---- Data section

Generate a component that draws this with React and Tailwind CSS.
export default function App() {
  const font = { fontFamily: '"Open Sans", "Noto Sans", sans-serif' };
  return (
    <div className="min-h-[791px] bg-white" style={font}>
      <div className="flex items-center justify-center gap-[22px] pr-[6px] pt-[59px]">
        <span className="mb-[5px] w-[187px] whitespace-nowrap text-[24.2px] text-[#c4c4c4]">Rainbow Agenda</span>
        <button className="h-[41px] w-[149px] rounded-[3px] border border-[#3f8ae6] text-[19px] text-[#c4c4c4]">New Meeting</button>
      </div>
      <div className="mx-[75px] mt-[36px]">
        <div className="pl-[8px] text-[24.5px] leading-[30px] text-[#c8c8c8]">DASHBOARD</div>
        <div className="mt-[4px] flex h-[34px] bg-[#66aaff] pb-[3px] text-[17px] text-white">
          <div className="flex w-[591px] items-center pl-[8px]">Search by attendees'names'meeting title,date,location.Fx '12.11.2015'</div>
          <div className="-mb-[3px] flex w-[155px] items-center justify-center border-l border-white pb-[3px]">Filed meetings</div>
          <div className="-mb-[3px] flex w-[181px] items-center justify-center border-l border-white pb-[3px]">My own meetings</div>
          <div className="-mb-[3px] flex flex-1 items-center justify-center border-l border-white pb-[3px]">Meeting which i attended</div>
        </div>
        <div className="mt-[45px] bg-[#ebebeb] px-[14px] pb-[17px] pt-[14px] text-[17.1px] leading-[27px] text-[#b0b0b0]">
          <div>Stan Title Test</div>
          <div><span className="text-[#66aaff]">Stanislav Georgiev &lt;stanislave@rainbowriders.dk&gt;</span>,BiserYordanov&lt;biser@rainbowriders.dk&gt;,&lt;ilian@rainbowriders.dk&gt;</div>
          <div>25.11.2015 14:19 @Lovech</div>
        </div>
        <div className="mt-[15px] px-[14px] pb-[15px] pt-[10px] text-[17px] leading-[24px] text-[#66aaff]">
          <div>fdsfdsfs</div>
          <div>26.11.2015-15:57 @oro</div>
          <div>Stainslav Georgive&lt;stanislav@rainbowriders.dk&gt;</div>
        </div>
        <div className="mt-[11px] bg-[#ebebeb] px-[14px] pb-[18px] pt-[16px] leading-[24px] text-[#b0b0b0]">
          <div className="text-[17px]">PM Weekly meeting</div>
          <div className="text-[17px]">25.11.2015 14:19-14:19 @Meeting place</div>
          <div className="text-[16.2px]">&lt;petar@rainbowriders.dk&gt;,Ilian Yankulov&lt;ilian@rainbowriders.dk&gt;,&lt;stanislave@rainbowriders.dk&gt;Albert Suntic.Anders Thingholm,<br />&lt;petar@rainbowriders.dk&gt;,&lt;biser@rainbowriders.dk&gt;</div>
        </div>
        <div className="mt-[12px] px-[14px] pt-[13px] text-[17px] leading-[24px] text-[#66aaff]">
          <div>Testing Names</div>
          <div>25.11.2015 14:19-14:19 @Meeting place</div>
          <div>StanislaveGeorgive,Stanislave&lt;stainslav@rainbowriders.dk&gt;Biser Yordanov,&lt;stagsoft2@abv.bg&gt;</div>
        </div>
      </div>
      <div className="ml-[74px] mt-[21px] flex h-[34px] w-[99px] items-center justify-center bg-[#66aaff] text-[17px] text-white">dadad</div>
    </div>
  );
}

--------

* Brief: Extract every line above exactly as it stands.

* Full output:
Generate a component that draws this with React and Tailwind CSS.
export default function App() {
  const font = { fontFamily: '"Open Sans", "Noto Sans", sans-serif' };
  return (
    <div className="min-h-[791px] bg-white" style={font}>
      <div className="flex items-center justify-center gap-[22px] pr-[6px] pt-[59px]">
        <span className="mb-[5px] w-[187px] whitespace-nowrap text-[24.2px] text-[#c4c4c4]">Rainbow Agenda</span>
        <button className="h-[41px] w-[149px] rounded-[3px] border border-[#3f8ae6] text-[19px] text-[#c4c4c4]">New Meeting</button>
      </div>
      <div className="mx-[75px] mt-[36px]">
        <div className="pl-[8px] text-[24.5px] leading-[30px] text-[#c8c8c8]">DASHBOARD</div>
        <div className="mt-[4px] flex h-[34px] bg-[#66aaff] pb-[3px] text-[17px] text-white">
          <div className="flex w-[591px] items-center pl-[8px]">Search by attendees'names'meeting title,date,location.Fx '12.11.2015'</div>
          <div className="-mb-[3px] flex w-[155px] items-center justify-center border-l border-white pb-[3px]">Filed meetings</div>
          <div className="-mb-[3px] flex w-[181px] items-center justify-center border-l border-white pb-[3px]">My own meetings</div>
          <div className="-mb-[3px] flex flex-1 items-center justify-center border-l border-white pb-[3px]">Meeting which i attended</div>
        </div>
        <div className="mt-[45px] bg-[#ebebeb] px-[14px] pb-[17px] pt-[14px] text-[17.1px] leading-[27px] text-[#b0b0b0]">
          <div>Stan Title Test</div>
          <div><span className="text-[#66aaff]">Stanislav Georgiev &lt;stanislave@rainbowriders.dk&gt;</span>,BiserYordanov&lt;biser@rainbowriders.dk&gt;,&lt;ilian@rainbowriders.dk&gt;</div>
          <div>25.11.2015 14:19 @Lovech</div>
        </div>
        <div className="mt-[15px] px-[14px] pb-[15px] pt-[10px] text-[17px] leading-[24px] text-[#66aaff]">
          <div>fdsfdsfs</div>
          <div>26.11.2015-15:57 @oro</div>
          <div>Stainslav Georgive&lt;stanislav@rainbowriders.dk&gt;</div>
        </div>
        <div className="mt-[11px] bg-[#ebebeb] px-[14px] pb-[18px] pt-[16px] leading-[24px] text-[#b0b0b0]">
          <div className="text-[17px]">PM Weekly meeting</div>
          <div className="text-[17px]">25.11.2015 14:19-14:19 @Meeting place</div>
          <div className="text-[16.2px]">&lt;petar@rainbowriders.dk&gt;,Ilian Yankulov&lt;ilian@rainbowriders.dk&gt;,&lt;stanislave@rainbowriders.dk&gt;Albert Suntic.Anders Thingholm,<br />&lt;petar@rainbowriders.dk&gt;,&lt;biser@rainbowriders.dk&gt;</div>
        </div>
        <div className="mt-[12px] px-[14px] pt-[13px] text-[17px] leading-[24px] text-[#66aaff]">
          <div>Testing Names</div>
          <div>25.11.2015 14:19-14:19 @Meeting place</div>
          <div>StanislaveGeorgive,Stanislave&lt;stainslav@rainbowriders.dk&gt;Biser Yordanov,&lt;stagsoft2@abv.bg&gt;</div>
        </div>
      </div>
      <div className="ml-[74px] mt-[21px] flex h-[34px] w-[99px] items-center justify-center bg-[#66aaff] text-[17px] text-white">dadad</div>
    </div>
  );
}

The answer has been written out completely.